● Items listed in a dataset
Begin
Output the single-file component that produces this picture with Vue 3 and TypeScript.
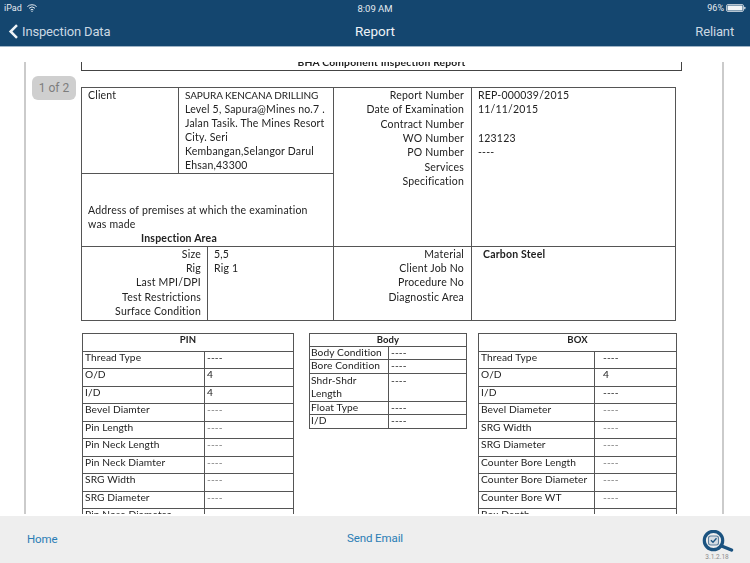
<template>
  <div class="screen">
    <header class="topbar">
      <div class="status">
        <div class="status-left">
          <span>iPad</span>
          <svg class="wifi" width="10" height="8" viewBox="0 0 10 8">
            <path d="M0.4 2.6 A6.6 6.6 0 0 1 9.6 2.6" />
            <path d="M2 4.3 A4.3 4.3 0 0 1 8 4.3" />
            <path d="M3.6 5.9 A2 2 0 0 1 6.4 5.9" />
            <circle cx="5" cy="7.2" r="0.7" />
          </svg>
        </div>
        <span class="status-time">8:09 AM</span>
        <div class="status-right">
          <span>96%</span>
          <svg width="20" height="8" viewBox="0 0 20 8">
            <rect x="0.5" y="0.5" width="17" height="7" rx="1.5" fill="none" stroke="#dfe6ec" stroke-width="0.8" />
            <rect x="1.5" y="1.5" width="15" height="5" rx="0.6" fill="#f2f5f7" />
            <rect x="18.2" y="2.7" width="1.2" height="2.6" rx="0.5" fill="#dfe6ec" />
          </svg>
        </div>
      </div>
      <nav class="navbar">
        <a class="back">
          <svg width="11" height="15" viewBox="0 0 11 15">
            <path d="M9 1.2 L2.6 7.5 L9 13.8" fill="none" stroke="#eef3f7" stroke-width="2.5" />
          </svg>
          <span>Inspection Data</span>
        </a>
        <span class="nav-title">Report</span>
        <span class="nav-right">Reliant</span>
      </nav>
    </header>

    <main class="viewer">
      <div class="page-badge">1 of 2</div>
      <section class="sheet">
        <div class="doc-title"><span>BHA Component Inspection Report</span></div>

        <table class="summary">
          <colgroup>
            <col style="width: 97px" />
            <col style="width: 29px" />
            <col style="width: 126px" />
            <col style="width: 138px" />
            <col style="width: 204px" />
          </colgroup>
          <tbody>
            <tr class="row-client">
              <td>Client</td>
              <td colspan="2" class="client-value">
                <div v-for="(line, i) in clientLines" :key="line" :class="{ caps: i === 0 }">{{ line }}</div>
              </td>
              <td rowspan="2" class="labels">
                <div v-for="line in reportLabels" :key="line">{{ line }}</div>
              </td>
              <td rowspan="2" class="values">
                <div v-for="(line, i) in reportValues" :key="i" class="line">{{ line }}</div>
              </td>
            </tr>
            <tr class="row-address">
              <td colspan="3" class="address">
                <div>Address of premises at which the examination</div>
                <div>was made</div>
                <div class="area-title">Inspection Area</div>
              </td>
            </tr>
            <tr class="row-area">
              <td colspan="2" class="labels tight">
                <div v-for="line in areaLabels" :key="line">{{ line }}</div>
              </td>
              <td class="area-value">
                <div>5,5</div>
                <div>Rig 1</div>
              </td>
              <td class="labels">
                <div>Material</div>
                <div>Client Job No</div>
                <div>Procedure No</div>
                <div>Diagnostic Area</div>
              </td>
              <td class="values"><div class="material">Carbon Steel</div></td>
            </tr>
          </tbody>
        </table>

        <div class="parts">
          <table v-for="part in parts" :key="part.title" class="part" :class="part.kind">
            <colgroup>
              <col class="col-name" />
              <col />
            </colgroup>
            <thead>
              <tr><th colspan="2">{{ part.title }}</th></tr>
            </thead>
            <tbody>
              <tr v-for="row in part.rows" :key="row[0]">
                <td class="name">{{ row[0] }}</td>
                <td class="val">{{ row[1] }}</td>
              </tr>
            </tbody>
          </table>
        </div>
      </section>
    </main>

    <footer class="toolbar">
      <a class="tool-left">Home</a>
      <a class="tool-center">Send Email</a>
      <div class="tool-right">
        <svg width="34" height="22" viewBox="0 0 34 22">
          <circle cx="13.5" cy="10.5" r="9.2" fill="none" stroke="#1b5380" stroke-width="3.2" />
          <rect x="8.5" y="6" width="10" height="9" rx="2.2" fill="#d5dde4" stroke="#5d7f9c" stroke-width="1.1" />
          <path d="M10.9 10.3 L13 12.3 L16.5 8.3" fill="none" stroke="#1b5380" stroke-width="1.3" />
          <path d="M21.5 16 L31.5 20" fill="none" stroke="#1b5380" stroke-width="3.4" stroke-linecap="round" />
        </svg>
        <span class="version">3.1.2.18</span>
      </div>
    </footer>
  </div>
</template>

<script setup lang="ts">
type Row = [string, string]

interface Part {
  title: string
  kind: string
  rows: Row[]
}

const clientLines = [
  'SAPURA KENCANA DRILLING',
  'Level 5, Sapura@Mines no.7 .',
  'Jalan Tasik. The Mines Resort',
  'City. Seri',
  'Kembangan,Selangor Darul',
  'Ehsan,43300'
]

const reportLabels = [
  'Report Number',
  'Date of Examination',
  'Contract Number',
  'WO Number',
  'PO Number',
  'Services',
  'Specification'
]

const reportValues = ['REP-000039/2015', '11/11/2015', '', '123123', '----']

const areaLabels = ['Size', 'Rig', 'Last MPI/DPI', 'Test Restrictions', 'Surface Condition']

const parts: Part[] = [
  {
    title: 'PIN',
    kind: 'part-pin',
    rows: [
      ['Thread Type', '----'],
      ['O/D', '4'],
      ['I/D', '4'],
      ['Bevel Diamter', '----'],
      ['Pin Length', '----'],
      ['Pin Neck Length', '----'],
      ['Pin Neck Diamter', '----'],
      ['SRG Width', '----'],
      ['SRG Diameter', '----'],
      ['Pin Nose Diameter', '----']
    ]
  },
  {
    title: 'Body',
    kind: 'part-body',
    rows: [
      ['Body Condition', '----'],
      ['Bore Condition', '----'],
      ['Shdr-Shdr\nLength', '----'],
      ['Float Type', '----'],
      ['I/D', '----']
    ]
  },
  {
    title: 'BOX',
    kind: 'part-box',
    rows: [
      ['Thread Type', '----'],
      ['O/D', '4'],
      ['I/D', '----'],
      ['Bevel Diameter', '----'],
      ['SRG Width', '----'],
      ['SRG Diameter', '----'],
      ['Counter Bore Length', '----'],
      ['Counter Bore Diameter', '----'],
      ['Counter Bore WT', '----'],
      ['Box Depth', '----']
    ]
  }
]
</script>

<style scoped>
.screen {
  width: 750px;
  height: 563px;
  display: flex;
  flex-direction: column;
  overflow: hidden;
  background: #fff;
  font-family: Roboto, "Liberation Sans", sans-serif;
}

.topbar {
  height: 47px;
  flex: none;
  box-sizing: border-box;
  background: #14466f;
  border-bottom: 1px solid #9fb4c6;
  color: #e3eaf0;
}

.status {
  height: 16px;
  display: grid;
  grid-template-columns: 1fr auto 1fr;
  align-items: center;
  padding: 0 4px;
  font-size: 9px;
}

.status-left {
  display: flex;
  align-items: center;
  gap: 5px;
}

.wifi path {
  fill: none;
  stroke: #e3eaf0;
  stroke-width: 1;
}

.wifi circle {
  fill: #e3eaf0;
}

.status-time {
  font-size: 9.5px;
}

.status-right {
  display: flex;
  justify-content: flex-end;
  align-items: center;
  gap: 2px;
}

.navbar {
  height: 30px;
  display: grid;
  grid-template-columns: 1fr auto 1fr;
  align-items: center;
  padding: 0 16px;
  font-size: 13px;
}

.back {
  display: flex;
  align-items: center;
  gap: 3px;
  margin-left: -8px;
  letter-spacing: -0.15px;
  color: #cbd8e3;
}

.nav-title {
  font-size: 13.5px;
  color: #eef3f7;
}

.nav-right {
  text-align: right;
  letter-spacing: -0.15px;
  color: #cbd8e3;
}

.viewer {
  flex: 1;
  min-height: 0;
  position: relative;
  display: flex;
  padding: 15px 26px 2px 24px;
}

.page-badge {
  position: absolute;
  left: 32px;
  top: 29px;
  width: 44px;
  height: 24px;
  line-height: 24px;
  border-radius: 6px;
  background: #cfcfcf;
  color: #7d7d7d;
  font-size: 12px;
  text-align: center;
  z-index: 1;
}

.sheet {
  flex: 1;
  box-sizing: border-box;
  overflow: hidden;
  border-left: 2px solid #cbcbcb;
  border-right: 2px solid #cbcbcb;
  padding-left: 55px;
  color: #222;
  font-family: Lato, "Open Sans", sans-serif;
  font-size: 10.5px;
  letter-spacing: 0.2px;
  filter: blur(0.35px);
}

.doc-title {
  display: flow-root;
  width: 599px;
  height: 8px;
  border: 1px solid #444;
  border-top: 0;
  text-align: center;
  font-weight: 700;
  font-size: 10.3px;
  line-height: 8px;
}

.doc-title span {
  display: block;
  margin-top: -4px;
}

table {
  border-collapse: collapse;
  table-layout: fixed;
}

.summary {
  width: 594px;
  margin-top: 16px;
}

.summary td {
  border: 1px solid #555;
  padding: 0;
  vertical-align: top;
  line-height: 14.35px;
  white-space: nowrap;
}

.row-client {
  height: 85px;
}

.row-address {
  height: 73px;
}

.row-area {
  height: 74px;
}

.summary td:first-child {
  padding-left: 6px;
}

.summary .client-value {
  padding-left: 6px;
  line-height: 14.1px;
}

.caps {
  font-size: 10px;
  letter-spacing: -0.1px;
}

.summary .labels {
  text-align: right;
  padding: 0 7px 0 0;
}

.summary .labels.tight {
  padding: 0 6px 0 0;
}

.summary .values {
  padding-left: 6px;
}

.line {
  min-height: 14.35px;
}

.address {
  vertical-align: bottom !important;
}

.area-title {
  padding-left: 53px;
  font-weight: 700;
}

.area-value {
  padding-left: 6px !important;
}

.material {
  padding-left: 5px;
  font-weight: 700;
}

.parts {
  display: flex;
  align-items: flex-start;
  gap: 15px;
  margin: 12px 0 0 1px;
}

.part {
  font-size: 10.2px;
  letter-spacing: 0.1px;
}

.part-pin {
  width: 212px;
}

.part-pin .col-name {
  width: 122px;
}

.part-body {
  width: 158px;
}

.part-body .col-name {
  width: 79px;
}

.part-box {
  width: 199px;
  margin-left: -4px;
}

.part-box .col-name {
  width: 116px;
}

.part th {
  border: 1px solid #555;
  height: 17px;
  padding: 0;
  font-size: 9.5px;
  line-height: 12px;
  vertical-align: top;
}

.part td {
  border: 1px solid #555;
  height: 16.5px;
  padding: 0 0 0 2px;
  line-height: 10px;
  vertical-align: top;
  white-space: pre-line;
}

.part-pin .val {
  padding-left: 2px;
}

.part-box .val {
  padding-left: 8px;
}

.part-pin tr:nth-child(n + 4) .val,
.part-box tr:nth-child(n + 4) .val {
  color: #777;
}

.part-body th {
  height: 12px;
}

.part-body td {
  height: 12.5px;
  line-height: 11.5px;
  padding-left: 1px;
}

.part-body tr:nth-child(3) td {
  height: 26px;
  line-height: 13.5px;
}

.part-body .val {
  padding-left: 2px;
}

.toolbar {
  height: 47px;
  flex: none;
  display: grid;
  grid-template-columns: 1fr auto 1fr;
  align-items: center;
  padding: 0 16px;
  background: #eeeeee;
  color: #2a7db5;
  font-size: 11.5px;
  letter-spacing: -0.1px;
}

.tool-left {
  margin: 0 0 1px 11px;
}

.tool-center {
  margin-bottom: 3px;
}

.tool-right {
  display: flex;
  flex-direction: column;
  align-items: center;
  justify-self: end;
  padding-top: 12px;
}

.version {
  font-size: 6.5px;
  color: #8b8b8b;
  margin-top: 1px;
  letter-spacing: 0;
}
</style>

<style>
html,
body {
  margin: 0;
  background: #fff;
}
</style>
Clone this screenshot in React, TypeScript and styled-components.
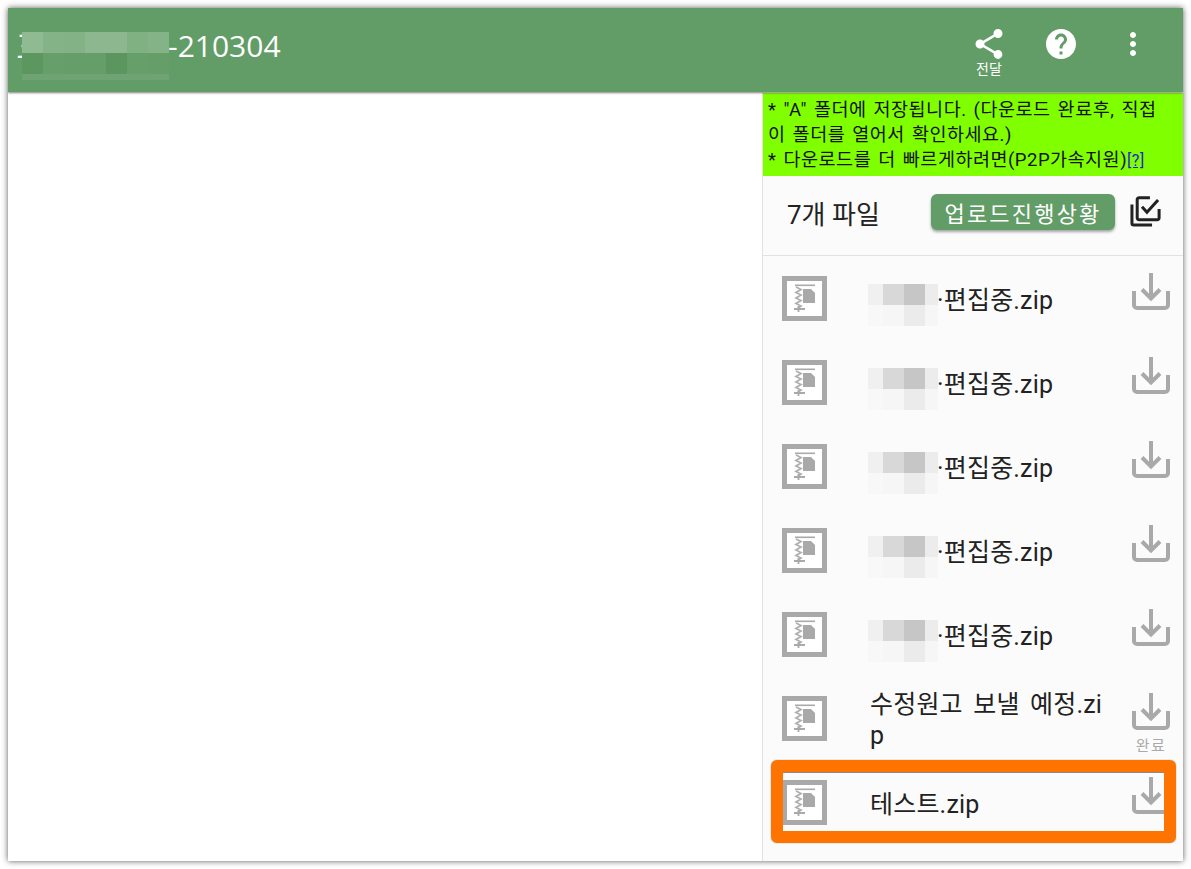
End
● WHAT NEEDS TO BE DONE
Repeat word for word the lines above, from the first entry through the line containing "Component Inspection Report</span></div>", with both ends kept and the pictures dropped.

● SOLUTION TO THE EXERCISE
Output the single-file component that produces this picture with Vue 3 and TypeScript.
<template>
  <div class="screen">
    <header class="topbar">
      <div class="status">
        <div class="status-left">
          <span>iPad</span>
          <svg class="wifi" width="10" height="8" viewBox="0 0 10 8">
            <path d="M0.4 2.6 A6.6 6.6 0 0 1 9.6 2.6" />
            <path d="M2 4.3 A4.3 4.3 0 0 1 8 4.3" />
            <path d="M3.6 5.9 A2 2 0 0 1 6.4 5.9" />
            <circle cx="5" cy="7.2" r="0.7" />
          </svg>
        </div>
        <span class="status-time">8:09 AM</span>
        <div class="status-right">
          <span>96%</span>
          <svg width="20" height="8" viewBox="0 0 20 8">
            <rect x="0.5" y="0.5" width="17" height="7" rx="1.5" fill="none" stroke="#dfe6ec" stroke-width="0.8" />
            <rect x="1.5" y="1.5" width="15" height="5" rx="0.6" fill="#f2f5f7" />
            <rect x="18.2" y="2.7" width="1.2" height="2.6" rx="0.5" fill="#dfe6ec" />
          </svg>
        </div>
      </div>
      <nav class="navbar">
        <a class="back">
          <svg width="11" height="15" viewBox="0 0 11 15">
            <path d="M9 1.2 L2.6 7.5 L9 13.8" fill="none" stroke="#eef3f7" stroke-width="2.5" />
          </svg>
          <span>Inspection Data</span>
        </a>
        <span class="nav-title">Report</span>
        <span class="nav-right">Reliant</span>
      </nav>
    </header>

    <main class="viewer">
      <div class="page-badge">1 of 2</div>
      <section class="sheet">
        <div class="doc-title"><span>BHA Component Inspection Report</span></div>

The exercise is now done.